- [Exercise prompt]: Make a tally of the lines in the records that include the string "screenshot", and give only that number.

- [Excerpted data]:
--- BEGIN ---

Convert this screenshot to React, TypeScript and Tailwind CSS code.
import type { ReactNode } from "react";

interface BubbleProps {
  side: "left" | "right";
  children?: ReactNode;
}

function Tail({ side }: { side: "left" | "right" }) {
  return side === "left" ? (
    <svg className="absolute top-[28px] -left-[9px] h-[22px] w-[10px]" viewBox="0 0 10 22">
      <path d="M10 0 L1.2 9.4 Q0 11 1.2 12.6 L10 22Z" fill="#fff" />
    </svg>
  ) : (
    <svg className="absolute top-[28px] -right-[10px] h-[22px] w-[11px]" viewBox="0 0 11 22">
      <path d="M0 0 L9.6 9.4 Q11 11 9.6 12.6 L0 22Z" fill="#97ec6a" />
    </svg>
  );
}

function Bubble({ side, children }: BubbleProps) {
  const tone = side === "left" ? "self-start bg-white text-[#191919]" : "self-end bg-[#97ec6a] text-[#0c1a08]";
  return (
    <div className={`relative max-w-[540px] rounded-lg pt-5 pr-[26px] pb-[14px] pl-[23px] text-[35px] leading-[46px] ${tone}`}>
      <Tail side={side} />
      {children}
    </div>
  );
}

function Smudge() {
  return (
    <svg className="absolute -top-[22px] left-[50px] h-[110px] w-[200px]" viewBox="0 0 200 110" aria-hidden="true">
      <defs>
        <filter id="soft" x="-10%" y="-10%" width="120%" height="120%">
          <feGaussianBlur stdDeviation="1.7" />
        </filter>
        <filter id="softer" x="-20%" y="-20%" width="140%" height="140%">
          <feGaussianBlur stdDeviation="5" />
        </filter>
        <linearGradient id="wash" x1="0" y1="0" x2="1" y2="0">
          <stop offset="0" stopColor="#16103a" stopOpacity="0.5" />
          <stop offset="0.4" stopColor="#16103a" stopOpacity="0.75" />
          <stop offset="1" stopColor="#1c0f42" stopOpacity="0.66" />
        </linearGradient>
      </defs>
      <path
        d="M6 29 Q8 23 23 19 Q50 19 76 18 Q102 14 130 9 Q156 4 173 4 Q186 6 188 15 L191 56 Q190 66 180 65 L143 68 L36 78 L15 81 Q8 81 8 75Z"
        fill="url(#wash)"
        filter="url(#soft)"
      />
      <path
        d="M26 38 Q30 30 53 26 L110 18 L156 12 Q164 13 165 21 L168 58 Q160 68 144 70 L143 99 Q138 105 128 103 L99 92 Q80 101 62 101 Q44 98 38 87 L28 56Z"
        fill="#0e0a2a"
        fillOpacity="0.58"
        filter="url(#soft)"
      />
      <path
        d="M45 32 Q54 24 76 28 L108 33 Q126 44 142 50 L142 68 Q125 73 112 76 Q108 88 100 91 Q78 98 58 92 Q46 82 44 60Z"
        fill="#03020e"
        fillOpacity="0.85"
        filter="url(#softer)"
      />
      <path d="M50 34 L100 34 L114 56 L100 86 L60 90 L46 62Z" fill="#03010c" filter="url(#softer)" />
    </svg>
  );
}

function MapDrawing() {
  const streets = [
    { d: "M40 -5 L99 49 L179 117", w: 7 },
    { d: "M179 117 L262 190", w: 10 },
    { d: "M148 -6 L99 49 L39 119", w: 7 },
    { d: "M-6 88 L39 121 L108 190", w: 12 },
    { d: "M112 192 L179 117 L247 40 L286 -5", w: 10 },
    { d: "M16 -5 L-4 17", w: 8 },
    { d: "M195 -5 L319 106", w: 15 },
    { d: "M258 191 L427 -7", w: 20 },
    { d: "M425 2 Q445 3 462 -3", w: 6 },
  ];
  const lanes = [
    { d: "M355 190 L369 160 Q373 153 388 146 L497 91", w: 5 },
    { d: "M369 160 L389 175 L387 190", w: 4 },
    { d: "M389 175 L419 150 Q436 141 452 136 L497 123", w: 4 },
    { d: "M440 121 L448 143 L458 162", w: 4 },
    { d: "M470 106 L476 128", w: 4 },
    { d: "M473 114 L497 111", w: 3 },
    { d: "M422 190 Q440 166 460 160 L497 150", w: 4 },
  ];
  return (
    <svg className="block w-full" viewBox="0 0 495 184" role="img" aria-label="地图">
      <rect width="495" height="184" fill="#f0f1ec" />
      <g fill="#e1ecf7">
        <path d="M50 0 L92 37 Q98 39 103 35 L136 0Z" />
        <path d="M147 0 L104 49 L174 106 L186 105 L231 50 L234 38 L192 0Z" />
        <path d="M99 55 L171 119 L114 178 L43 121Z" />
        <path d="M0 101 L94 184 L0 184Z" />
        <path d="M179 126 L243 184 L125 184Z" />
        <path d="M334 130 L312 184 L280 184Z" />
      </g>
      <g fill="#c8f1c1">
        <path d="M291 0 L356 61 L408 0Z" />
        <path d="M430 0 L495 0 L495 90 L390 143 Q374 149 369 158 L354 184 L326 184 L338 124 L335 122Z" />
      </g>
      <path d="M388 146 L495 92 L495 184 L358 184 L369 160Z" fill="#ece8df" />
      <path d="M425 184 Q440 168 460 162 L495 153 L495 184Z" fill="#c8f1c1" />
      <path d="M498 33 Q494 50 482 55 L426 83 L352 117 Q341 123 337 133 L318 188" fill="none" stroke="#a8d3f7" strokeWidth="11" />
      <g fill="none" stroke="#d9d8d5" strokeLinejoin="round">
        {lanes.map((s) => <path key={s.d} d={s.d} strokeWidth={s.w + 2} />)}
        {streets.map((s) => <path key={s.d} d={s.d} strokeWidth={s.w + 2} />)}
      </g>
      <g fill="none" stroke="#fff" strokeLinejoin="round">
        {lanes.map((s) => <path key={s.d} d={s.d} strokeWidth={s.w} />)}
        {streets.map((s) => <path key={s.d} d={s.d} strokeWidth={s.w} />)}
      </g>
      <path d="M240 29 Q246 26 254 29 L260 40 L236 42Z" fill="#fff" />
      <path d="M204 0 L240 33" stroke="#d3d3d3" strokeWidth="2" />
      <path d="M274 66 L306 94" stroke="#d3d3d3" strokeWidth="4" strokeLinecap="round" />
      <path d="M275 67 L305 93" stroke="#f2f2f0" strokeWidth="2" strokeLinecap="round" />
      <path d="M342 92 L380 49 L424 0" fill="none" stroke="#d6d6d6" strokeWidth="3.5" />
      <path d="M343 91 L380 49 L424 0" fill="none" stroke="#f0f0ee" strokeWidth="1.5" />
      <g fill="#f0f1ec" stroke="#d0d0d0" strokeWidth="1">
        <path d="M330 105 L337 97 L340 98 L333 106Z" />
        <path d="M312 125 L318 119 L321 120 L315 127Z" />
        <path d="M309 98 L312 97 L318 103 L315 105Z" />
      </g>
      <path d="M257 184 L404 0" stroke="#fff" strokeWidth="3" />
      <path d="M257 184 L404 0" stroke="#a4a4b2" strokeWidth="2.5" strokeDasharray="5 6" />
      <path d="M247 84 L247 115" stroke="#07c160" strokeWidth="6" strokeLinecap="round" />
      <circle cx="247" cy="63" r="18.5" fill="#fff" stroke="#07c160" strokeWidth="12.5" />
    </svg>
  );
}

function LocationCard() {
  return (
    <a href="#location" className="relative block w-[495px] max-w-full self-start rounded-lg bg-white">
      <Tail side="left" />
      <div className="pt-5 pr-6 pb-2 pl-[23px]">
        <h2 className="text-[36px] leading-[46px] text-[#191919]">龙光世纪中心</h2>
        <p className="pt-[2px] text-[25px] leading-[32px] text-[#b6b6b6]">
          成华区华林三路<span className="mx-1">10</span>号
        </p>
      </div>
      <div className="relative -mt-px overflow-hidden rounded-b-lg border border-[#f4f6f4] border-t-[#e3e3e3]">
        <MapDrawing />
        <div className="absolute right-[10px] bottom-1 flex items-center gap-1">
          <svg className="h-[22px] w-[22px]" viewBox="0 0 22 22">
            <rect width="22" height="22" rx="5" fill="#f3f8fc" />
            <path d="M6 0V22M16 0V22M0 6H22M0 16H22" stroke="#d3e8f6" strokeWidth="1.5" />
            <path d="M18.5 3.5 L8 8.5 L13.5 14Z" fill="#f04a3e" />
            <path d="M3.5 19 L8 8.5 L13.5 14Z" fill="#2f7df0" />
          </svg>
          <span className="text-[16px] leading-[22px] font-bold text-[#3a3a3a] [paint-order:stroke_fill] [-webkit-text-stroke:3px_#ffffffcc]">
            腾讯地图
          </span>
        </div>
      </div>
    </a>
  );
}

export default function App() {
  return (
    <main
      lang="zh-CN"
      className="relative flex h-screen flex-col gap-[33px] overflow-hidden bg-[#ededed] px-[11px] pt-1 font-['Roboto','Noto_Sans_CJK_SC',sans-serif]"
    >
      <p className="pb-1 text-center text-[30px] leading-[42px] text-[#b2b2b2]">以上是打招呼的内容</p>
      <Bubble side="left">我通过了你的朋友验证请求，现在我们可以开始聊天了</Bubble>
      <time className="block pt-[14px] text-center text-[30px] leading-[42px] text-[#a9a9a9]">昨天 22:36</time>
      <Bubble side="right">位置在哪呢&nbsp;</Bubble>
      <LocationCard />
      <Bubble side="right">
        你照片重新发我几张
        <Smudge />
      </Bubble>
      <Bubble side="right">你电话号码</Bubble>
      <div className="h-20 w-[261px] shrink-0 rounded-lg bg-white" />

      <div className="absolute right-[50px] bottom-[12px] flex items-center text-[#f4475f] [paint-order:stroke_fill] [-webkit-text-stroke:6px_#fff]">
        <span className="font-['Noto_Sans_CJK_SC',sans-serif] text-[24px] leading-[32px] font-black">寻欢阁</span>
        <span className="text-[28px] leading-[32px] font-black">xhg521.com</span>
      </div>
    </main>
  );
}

--- END ---
--- BEGIN ---

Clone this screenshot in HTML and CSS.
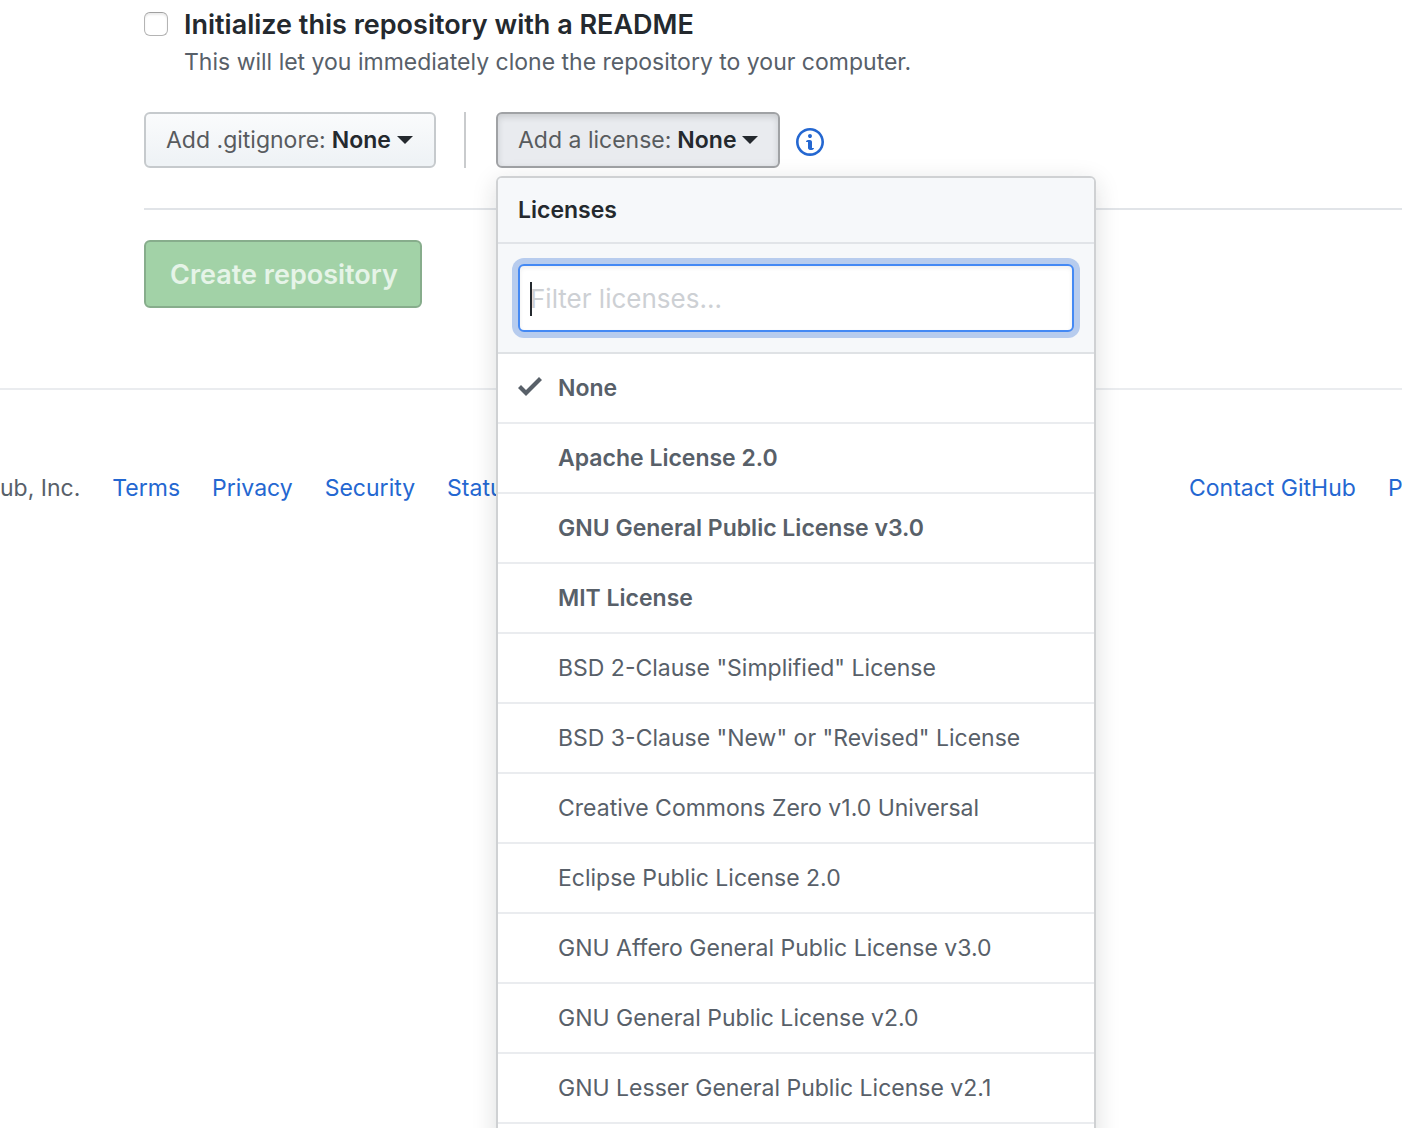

--- END ---

- [Answer for this exercise]: 2